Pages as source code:
— Start —

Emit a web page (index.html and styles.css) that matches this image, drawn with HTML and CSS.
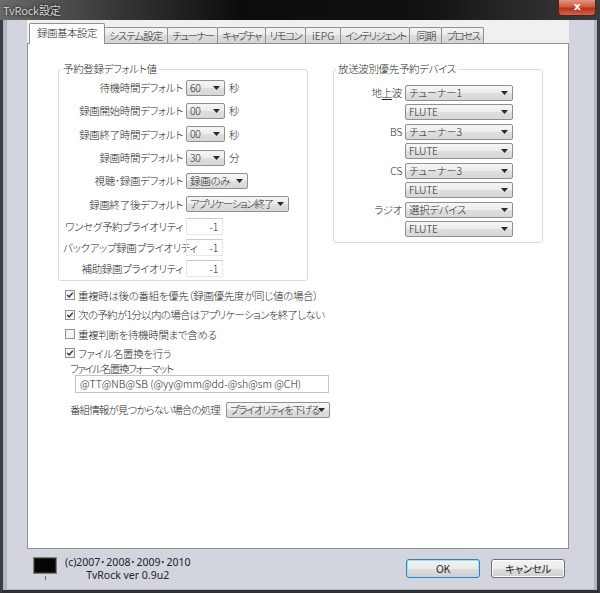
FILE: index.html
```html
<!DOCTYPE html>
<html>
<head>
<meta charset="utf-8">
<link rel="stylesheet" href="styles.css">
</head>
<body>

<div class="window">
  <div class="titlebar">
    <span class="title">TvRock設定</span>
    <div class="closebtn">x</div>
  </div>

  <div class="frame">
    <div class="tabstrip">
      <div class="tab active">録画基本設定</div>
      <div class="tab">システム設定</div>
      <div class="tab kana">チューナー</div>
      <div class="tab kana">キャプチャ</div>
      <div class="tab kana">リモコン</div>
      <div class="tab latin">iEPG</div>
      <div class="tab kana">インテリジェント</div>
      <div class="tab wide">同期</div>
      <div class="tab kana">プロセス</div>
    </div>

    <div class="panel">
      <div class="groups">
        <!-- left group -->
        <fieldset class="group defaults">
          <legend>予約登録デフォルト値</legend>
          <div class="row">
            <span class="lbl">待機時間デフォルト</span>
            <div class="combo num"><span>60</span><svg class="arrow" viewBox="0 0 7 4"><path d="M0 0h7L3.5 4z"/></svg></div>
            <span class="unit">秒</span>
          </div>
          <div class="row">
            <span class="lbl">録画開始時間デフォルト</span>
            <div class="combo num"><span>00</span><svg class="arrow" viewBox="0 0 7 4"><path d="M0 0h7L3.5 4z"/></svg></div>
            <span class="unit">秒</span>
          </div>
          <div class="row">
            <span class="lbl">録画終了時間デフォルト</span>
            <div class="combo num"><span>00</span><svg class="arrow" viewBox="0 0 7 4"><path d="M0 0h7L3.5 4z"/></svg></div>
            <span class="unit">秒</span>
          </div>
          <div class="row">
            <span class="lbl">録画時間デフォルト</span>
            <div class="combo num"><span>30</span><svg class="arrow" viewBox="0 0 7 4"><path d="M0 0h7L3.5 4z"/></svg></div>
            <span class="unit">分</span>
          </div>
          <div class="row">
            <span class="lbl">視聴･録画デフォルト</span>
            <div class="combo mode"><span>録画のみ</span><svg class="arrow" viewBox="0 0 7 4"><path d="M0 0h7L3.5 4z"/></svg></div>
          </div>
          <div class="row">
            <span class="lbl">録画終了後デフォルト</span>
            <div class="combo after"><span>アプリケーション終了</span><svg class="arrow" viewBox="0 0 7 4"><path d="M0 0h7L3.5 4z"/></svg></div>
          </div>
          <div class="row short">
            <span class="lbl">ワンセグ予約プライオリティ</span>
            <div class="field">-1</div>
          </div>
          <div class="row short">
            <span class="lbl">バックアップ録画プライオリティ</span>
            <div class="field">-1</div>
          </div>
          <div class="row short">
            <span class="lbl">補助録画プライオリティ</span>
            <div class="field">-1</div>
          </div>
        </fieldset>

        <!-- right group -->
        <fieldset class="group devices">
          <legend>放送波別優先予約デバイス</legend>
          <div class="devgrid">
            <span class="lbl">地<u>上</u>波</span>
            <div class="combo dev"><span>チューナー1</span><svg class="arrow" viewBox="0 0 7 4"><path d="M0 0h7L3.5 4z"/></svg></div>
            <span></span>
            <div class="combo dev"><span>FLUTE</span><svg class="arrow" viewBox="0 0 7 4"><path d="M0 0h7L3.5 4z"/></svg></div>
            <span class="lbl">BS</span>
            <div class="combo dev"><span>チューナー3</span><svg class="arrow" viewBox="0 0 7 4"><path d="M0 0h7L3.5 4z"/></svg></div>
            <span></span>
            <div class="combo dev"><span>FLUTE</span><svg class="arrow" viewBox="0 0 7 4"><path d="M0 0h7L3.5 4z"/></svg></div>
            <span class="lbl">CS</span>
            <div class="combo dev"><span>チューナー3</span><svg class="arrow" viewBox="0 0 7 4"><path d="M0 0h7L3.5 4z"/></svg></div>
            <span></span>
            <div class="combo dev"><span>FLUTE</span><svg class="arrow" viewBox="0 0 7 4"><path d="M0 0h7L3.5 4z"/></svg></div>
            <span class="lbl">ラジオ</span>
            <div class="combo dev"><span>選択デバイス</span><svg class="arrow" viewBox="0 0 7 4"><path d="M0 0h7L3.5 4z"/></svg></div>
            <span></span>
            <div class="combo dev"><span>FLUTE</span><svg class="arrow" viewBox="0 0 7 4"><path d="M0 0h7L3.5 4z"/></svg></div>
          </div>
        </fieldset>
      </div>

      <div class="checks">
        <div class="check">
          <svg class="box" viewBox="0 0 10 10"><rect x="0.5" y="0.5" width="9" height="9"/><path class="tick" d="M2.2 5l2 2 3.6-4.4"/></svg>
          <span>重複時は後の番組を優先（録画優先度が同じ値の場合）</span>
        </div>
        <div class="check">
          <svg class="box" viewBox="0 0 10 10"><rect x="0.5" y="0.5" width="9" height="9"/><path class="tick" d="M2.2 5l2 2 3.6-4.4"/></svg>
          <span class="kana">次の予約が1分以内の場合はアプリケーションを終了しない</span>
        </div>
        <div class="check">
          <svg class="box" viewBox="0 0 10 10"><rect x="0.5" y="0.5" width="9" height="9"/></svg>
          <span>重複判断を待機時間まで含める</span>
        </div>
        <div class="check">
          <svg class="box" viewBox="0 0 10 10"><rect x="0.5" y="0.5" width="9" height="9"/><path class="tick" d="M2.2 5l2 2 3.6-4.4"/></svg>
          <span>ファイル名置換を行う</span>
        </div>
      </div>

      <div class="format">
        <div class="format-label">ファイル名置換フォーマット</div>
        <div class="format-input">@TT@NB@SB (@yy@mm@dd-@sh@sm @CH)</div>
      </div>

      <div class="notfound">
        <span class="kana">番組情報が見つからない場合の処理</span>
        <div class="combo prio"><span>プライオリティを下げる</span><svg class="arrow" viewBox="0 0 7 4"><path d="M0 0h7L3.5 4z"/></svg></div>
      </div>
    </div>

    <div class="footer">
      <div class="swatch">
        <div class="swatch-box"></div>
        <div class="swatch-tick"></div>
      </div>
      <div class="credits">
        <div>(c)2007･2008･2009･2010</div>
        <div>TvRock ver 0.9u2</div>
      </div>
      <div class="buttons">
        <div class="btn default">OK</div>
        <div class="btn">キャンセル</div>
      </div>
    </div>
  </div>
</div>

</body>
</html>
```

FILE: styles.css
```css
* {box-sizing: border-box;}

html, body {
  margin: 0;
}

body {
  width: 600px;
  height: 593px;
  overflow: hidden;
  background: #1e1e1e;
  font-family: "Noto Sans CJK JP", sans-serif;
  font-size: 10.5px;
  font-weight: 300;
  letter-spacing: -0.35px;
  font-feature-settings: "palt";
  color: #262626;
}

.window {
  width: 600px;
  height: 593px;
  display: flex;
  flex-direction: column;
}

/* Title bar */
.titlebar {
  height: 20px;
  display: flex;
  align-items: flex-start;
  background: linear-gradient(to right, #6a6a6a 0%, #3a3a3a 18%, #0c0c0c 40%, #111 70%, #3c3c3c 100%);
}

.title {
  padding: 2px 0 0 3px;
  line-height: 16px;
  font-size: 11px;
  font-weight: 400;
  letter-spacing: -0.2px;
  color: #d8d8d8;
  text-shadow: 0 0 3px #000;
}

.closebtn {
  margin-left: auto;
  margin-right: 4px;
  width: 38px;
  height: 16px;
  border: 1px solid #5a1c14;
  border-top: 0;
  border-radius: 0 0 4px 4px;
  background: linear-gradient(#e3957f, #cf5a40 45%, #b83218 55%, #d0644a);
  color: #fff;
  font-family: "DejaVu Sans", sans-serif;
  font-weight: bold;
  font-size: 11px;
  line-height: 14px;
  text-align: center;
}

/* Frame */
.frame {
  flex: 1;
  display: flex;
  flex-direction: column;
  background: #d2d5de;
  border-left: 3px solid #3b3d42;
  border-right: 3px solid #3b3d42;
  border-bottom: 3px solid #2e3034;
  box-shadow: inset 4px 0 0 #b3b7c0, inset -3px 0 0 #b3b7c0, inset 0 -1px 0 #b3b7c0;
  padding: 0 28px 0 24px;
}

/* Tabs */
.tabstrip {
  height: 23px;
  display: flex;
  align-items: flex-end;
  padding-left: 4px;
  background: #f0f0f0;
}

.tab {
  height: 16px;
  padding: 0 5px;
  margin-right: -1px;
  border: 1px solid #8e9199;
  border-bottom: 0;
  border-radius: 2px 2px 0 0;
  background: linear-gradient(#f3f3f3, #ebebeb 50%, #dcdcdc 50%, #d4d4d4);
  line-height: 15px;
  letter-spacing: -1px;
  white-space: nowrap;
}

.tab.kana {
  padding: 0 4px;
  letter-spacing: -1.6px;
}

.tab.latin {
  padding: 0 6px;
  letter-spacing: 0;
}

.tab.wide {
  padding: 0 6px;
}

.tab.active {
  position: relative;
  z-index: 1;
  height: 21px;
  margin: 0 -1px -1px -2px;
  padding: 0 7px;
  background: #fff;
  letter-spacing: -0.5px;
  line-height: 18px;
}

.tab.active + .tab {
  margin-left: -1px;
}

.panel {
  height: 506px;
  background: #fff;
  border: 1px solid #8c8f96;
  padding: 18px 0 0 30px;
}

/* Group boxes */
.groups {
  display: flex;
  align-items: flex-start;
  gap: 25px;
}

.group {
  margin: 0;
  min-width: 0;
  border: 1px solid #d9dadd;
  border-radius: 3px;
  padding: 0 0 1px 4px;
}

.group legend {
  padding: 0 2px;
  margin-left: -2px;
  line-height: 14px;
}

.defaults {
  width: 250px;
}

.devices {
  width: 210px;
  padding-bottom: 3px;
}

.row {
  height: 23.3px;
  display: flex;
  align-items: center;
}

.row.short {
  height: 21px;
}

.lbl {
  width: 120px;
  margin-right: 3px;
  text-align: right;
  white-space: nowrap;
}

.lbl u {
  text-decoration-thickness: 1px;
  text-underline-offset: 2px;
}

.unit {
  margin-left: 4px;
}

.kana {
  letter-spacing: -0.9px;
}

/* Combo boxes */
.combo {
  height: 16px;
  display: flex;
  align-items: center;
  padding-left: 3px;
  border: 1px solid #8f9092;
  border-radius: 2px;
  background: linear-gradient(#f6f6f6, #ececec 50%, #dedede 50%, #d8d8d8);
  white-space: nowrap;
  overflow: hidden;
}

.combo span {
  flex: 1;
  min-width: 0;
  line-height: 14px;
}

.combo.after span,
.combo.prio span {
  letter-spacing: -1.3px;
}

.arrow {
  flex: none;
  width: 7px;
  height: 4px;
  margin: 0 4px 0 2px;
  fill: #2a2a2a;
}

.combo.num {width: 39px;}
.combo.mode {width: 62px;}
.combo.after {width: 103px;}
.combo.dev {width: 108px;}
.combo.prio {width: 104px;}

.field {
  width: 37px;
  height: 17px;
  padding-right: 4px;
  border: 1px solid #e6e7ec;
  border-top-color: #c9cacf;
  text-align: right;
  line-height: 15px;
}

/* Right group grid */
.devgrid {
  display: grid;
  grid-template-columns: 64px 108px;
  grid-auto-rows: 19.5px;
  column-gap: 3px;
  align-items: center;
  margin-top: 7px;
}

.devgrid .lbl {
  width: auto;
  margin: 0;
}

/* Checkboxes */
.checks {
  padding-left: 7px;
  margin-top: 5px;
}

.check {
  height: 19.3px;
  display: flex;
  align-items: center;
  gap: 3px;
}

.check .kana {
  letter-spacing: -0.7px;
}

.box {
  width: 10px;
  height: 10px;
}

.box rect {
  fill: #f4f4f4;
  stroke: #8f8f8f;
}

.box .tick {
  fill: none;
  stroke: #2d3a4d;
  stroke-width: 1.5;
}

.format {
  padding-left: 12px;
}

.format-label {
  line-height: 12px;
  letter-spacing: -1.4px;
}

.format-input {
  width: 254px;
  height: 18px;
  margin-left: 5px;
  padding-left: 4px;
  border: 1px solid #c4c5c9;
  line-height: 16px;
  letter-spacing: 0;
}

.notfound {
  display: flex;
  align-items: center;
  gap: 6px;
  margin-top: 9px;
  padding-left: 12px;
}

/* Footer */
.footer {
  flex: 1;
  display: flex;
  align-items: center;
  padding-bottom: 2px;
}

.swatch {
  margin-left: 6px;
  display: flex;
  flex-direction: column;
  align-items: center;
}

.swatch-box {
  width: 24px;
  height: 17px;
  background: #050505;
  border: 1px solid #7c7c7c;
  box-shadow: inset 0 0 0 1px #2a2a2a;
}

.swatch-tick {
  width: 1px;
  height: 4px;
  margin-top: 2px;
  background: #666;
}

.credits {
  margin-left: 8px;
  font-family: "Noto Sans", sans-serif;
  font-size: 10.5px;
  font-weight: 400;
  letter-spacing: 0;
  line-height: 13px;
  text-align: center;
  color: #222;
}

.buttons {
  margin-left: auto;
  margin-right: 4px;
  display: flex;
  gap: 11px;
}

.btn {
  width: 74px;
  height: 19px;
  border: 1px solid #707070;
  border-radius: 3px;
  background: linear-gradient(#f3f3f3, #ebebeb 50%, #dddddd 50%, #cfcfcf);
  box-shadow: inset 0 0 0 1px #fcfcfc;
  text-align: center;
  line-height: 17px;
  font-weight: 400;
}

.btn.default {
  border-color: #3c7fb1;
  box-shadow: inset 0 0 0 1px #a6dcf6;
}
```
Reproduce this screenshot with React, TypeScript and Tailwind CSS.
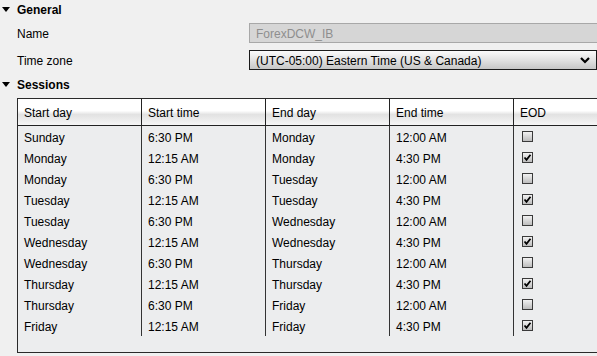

— End —

● What the task requires: Copy every single line of the material above that holds "this".

● Written reply:
Emit a web page (index.html and styles.css) that matches this image, drawn with HTML and CSS.
Reproduce this screenshot with React, TypeScript and Tailwind CSS.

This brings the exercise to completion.